▸ **Recorded information**:
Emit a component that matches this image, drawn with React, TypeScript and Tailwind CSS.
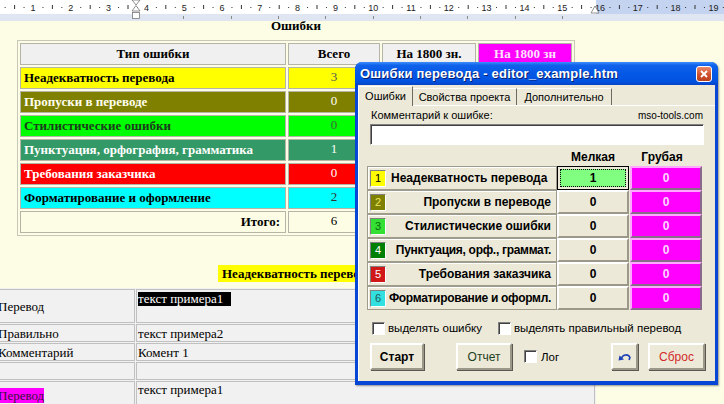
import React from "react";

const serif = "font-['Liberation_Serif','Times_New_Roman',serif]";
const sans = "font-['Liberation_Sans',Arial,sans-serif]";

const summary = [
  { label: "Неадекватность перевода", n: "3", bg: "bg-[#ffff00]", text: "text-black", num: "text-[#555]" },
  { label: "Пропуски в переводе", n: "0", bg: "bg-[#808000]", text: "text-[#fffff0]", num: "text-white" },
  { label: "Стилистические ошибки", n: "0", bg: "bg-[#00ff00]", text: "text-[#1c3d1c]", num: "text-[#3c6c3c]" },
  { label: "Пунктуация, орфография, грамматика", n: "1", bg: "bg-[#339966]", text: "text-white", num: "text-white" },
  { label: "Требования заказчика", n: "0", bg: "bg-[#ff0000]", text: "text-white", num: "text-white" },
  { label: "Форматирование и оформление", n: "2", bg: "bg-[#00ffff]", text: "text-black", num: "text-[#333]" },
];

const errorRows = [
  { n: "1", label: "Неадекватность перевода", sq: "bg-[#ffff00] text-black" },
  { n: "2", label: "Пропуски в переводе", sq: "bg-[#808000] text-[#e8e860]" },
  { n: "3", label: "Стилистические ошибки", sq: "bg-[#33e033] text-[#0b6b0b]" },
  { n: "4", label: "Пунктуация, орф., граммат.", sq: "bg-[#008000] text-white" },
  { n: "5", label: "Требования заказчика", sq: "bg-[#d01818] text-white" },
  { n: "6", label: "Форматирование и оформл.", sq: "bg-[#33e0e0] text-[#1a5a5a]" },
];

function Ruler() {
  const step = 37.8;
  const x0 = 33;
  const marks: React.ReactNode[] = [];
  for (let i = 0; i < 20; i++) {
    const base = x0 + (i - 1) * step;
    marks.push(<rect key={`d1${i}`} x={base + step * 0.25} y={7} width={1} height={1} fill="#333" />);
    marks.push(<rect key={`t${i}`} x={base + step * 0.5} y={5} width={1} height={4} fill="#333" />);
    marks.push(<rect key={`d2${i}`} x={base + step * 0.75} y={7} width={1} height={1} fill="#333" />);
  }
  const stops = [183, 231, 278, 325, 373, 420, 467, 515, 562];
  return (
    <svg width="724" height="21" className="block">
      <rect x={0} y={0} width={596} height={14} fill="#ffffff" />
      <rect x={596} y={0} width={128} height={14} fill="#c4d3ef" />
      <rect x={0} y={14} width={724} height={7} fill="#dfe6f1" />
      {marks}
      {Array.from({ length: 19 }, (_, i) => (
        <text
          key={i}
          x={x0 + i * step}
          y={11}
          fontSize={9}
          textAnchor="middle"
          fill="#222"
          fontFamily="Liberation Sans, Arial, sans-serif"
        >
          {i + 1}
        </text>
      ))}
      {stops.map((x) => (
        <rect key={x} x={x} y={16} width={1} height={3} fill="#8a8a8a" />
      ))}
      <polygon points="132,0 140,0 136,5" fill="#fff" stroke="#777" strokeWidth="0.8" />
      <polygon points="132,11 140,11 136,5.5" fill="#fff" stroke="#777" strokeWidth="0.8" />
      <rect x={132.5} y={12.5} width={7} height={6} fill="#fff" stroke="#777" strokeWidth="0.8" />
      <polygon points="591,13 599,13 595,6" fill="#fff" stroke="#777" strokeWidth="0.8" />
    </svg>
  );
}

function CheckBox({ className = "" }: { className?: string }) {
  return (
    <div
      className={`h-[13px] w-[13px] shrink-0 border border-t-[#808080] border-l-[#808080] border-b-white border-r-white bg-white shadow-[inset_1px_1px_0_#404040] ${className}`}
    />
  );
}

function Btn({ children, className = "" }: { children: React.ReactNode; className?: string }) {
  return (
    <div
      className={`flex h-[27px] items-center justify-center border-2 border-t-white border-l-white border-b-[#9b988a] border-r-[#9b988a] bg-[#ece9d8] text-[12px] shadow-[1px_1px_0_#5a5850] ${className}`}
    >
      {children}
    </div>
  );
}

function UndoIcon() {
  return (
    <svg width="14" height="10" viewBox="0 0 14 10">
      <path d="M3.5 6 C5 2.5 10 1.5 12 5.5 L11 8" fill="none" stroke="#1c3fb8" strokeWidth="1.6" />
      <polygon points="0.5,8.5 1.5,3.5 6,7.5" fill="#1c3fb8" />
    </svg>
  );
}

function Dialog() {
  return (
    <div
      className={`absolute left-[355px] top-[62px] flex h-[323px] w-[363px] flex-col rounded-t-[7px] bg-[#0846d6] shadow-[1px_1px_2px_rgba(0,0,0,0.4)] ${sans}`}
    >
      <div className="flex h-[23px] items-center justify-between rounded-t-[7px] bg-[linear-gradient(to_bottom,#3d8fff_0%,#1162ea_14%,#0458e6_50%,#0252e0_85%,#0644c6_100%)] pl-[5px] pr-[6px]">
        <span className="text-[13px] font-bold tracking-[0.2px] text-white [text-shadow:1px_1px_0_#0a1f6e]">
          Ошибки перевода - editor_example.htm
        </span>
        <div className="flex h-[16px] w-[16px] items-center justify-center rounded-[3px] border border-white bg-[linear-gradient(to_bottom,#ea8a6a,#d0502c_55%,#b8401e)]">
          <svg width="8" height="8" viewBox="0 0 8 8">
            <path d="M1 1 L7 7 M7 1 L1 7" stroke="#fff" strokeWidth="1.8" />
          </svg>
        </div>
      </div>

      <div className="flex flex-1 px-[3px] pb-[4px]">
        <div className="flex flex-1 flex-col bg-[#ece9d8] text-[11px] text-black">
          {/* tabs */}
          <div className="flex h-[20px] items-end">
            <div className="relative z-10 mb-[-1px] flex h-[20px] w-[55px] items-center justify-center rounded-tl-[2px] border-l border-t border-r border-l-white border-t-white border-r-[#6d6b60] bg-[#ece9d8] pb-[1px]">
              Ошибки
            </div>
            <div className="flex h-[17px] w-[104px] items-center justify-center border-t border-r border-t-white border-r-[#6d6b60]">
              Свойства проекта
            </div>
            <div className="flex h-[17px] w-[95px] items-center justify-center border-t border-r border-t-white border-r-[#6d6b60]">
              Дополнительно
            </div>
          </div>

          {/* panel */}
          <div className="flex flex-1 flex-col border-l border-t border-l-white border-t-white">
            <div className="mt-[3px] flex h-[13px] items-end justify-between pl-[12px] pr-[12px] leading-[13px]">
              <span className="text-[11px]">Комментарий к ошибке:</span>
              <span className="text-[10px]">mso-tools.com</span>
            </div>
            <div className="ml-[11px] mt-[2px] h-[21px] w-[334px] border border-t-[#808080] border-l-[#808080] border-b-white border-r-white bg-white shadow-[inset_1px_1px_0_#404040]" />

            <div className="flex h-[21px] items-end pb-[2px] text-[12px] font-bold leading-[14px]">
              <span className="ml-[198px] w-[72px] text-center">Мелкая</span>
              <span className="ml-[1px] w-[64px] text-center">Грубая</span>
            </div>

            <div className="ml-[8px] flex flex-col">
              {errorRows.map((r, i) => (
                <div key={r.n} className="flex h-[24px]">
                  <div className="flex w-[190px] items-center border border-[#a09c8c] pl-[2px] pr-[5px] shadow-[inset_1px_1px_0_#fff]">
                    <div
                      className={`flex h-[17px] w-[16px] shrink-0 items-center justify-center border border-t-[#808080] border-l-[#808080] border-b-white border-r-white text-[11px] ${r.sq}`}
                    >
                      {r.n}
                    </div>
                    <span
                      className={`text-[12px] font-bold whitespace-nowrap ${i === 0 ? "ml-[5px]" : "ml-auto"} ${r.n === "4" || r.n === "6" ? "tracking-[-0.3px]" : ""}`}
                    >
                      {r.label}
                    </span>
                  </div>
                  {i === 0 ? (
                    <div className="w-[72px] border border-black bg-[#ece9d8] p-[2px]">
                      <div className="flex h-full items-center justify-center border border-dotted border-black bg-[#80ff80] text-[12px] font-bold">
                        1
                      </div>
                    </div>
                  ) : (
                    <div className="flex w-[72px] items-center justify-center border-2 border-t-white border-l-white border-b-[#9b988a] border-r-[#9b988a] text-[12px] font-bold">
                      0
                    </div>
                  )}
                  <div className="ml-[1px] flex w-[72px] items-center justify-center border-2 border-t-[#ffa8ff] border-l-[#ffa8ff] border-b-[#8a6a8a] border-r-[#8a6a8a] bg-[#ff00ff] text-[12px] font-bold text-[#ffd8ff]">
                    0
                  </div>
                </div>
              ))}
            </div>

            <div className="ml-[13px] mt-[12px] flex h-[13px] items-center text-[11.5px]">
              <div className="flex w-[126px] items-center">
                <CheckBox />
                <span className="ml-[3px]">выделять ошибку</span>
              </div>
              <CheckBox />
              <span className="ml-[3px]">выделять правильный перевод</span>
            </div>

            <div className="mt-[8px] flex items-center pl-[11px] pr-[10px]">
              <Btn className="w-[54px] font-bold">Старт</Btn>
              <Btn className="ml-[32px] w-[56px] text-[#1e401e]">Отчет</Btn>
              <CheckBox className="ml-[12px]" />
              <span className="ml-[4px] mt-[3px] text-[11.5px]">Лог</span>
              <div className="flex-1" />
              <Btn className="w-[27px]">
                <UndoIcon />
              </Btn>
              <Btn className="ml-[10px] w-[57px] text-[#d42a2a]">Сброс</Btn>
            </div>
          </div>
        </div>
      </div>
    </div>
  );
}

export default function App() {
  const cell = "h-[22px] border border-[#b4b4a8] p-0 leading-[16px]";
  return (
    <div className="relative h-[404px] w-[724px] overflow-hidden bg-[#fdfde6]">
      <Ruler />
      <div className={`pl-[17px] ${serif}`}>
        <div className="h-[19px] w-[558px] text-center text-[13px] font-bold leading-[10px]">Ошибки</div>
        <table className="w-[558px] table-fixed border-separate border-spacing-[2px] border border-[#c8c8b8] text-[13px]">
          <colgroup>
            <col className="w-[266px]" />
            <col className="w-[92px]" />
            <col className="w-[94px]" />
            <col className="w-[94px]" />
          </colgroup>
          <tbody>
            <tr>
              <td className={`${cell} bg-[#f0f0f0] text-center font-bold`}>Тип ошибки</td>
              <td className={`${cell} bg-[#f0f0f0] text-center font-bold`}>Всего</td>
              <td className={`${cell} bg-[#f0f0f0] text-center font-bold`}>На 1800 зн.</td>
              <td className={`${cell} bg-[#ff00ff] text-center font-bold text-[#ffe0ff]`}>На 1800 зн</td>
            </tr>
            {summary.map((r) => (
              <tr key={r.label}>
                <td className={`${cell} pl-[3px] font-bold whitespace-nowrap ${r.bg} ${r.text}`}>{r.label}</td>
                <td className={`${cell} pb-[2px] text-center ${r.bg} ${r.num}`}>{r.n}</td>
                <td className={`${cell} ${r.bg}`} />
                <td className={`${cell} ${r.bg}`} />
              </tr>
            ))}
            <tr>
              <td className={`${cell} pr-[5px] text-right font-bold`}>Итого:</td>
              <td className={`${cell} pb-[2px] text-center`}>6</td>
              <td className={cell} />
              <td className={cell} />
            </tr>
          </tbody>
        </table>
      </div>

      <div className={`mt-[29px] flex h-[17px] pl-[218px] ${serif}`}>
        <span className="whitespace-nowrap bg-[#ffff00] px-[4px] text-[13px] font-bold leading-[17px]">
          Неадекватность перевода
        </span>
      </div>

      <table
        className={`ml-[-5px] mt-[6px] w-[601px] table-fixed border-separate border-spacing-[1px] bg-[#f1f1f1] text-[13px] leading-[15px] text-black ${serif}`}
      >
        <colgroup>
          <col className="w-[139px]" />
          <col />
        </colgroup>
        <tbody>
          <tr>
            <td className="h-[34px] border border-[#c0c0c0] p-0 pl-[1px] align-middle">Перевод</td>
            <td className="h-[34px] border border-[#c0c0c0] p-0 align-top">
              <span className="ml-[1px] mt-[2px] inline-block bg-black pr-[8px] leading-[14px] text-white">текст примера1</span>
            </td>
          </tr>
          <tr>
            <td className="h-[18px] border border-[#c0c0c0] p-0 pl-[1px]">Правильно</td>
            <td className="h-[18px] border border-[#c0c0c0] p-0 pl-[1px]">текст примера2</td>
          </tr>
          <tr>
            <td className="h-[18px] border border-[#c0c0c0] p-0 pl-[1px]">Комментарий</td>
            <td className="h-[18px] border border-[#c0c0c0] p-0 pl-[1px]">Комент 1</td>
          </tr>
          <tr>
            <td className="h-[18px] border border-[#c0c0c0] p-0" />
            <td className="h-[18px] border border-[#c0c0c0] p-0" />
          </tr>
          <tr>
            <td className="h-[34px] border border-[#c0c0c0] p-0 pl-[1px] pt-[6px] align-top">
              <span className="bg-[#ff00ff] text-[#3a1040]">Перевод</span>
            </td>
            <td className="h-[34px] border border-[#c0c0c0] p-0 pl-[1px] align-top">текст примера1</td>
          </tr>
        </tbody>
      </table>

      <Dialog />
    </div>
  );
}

▸ **The problem**:
Look through the listing above. Pick out each line with "React" and copy it.

▸ **Solution to the exercise**:
Emit a component that matches this image, drawn with React, TypeScript and Tailwind CSS.
import React from "react";
  const marks: React.ReactNode[] = [];
function Btn({ children, className = "" }: { children: React.ReactNode; className?: string }) {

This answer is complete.